In the meantime, and with Japan on my brain, I’ve got another Japanese restaurant in Hanoi to recommend highly.

Oishi Restaurant is not easy to find on a first attempt. It’s tucked away at the end of a winding road in West Lake, and sits quietly between several tennis courts, a hotel and pool, and an international school. The location is actually very nice—with all the old, towering trees, it’s bathed in shade during the day and is an oasis of quiet on summer nights when West Lake's cicadas and frogs are at their noisiest.

Walking into the restaurant, you’d be forgiven for imagining that the prices here are going to be high—or at least higher than most Japanese restaurants in Hanoi—but this isn’t the case at all. Oishi has a very polished, modern interior, and manages to function well as a high-quality restaurant with fewer staff than most of its competitors around the city.


The sushi chef, who hails from Osaka, is extremely nice and comes to Oishi with more than twenty years of restaurant experience in Japan. (He's new to making sushi, but he seems to do a good job if it!) He doesn’t speak much English, but if you know some Japanese he’s more than happy to make conversation while he goes about creating your sushi.


I’m including photos of two of the meals I had at Oishi. The first one is admittedly nothing exotic—a tempura lunch set special, which included a potato croquette starter, miso soup, white rice, pickled veggies, green tea, and fruit for dessert—but I have to say it was some of the best tempura I’ve had in Vietnam. And for only $7, it can’t be beat.

The potato croquette starter. This alone satisfied completely.


I’ve had the ramen lunch set here, too, which is fantastic, and I’ve ordered sushi delivered to my home in Truc Bach, which luckily is within their delivery zone, but it’s a particularly nice experience to come here with friends for dinner. The menu is extensive—one friend complained it was too large—but easily navigated. The sushi options are simple but numerous.

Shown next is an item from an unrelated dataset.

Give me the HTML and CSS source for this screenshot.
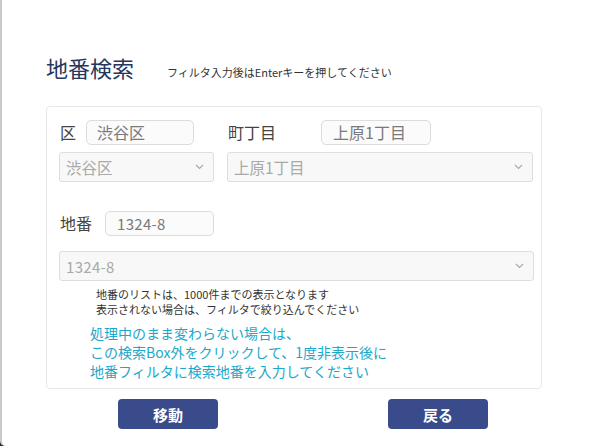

We started off with an eel and cucumber salad, thinly sliced grilled pumpkin, and a plate of fried onions and assortment of mushrooms.




After that we went for the sushi. Perhaps it was because of the heat, but amazingly we didn’t come with our normal appetites. Normally we would order four or five types of sushi, but tonight we just went with two: a tuna roll (the pieces of which were large and the portions of tuna more than generous) and an order or pressed mackerel (the best mackerel sushi I’ve had in Vietnam). For four people our bill, including beer and sake, came to $53.


If they had legs, I'd expect them to start kicking them Rockettes-style on their long tray.

One thing that stayed with me about the restaurant was its Japanese graciousness. I was with a party of four one night when suddenly the skies unleashed a downpour. We were the last customers to leave, but we had walked there from a house about one kilometer away. The restaurant called us a taxi, but none came. (It's hard to get taxis in the rain in Hanoi.) Finally, the restaurant gave us four brand new Japanese umbrellas—the price tags were still attached—and told us to take them home. We promised to bring them back the next day, but the sushi chef and his staff waved off this suggestion and said we could keep them. We protested, but they protested more vigorously, and in the end we walked off in the rain with four umbrellas we hadn’t arrived with.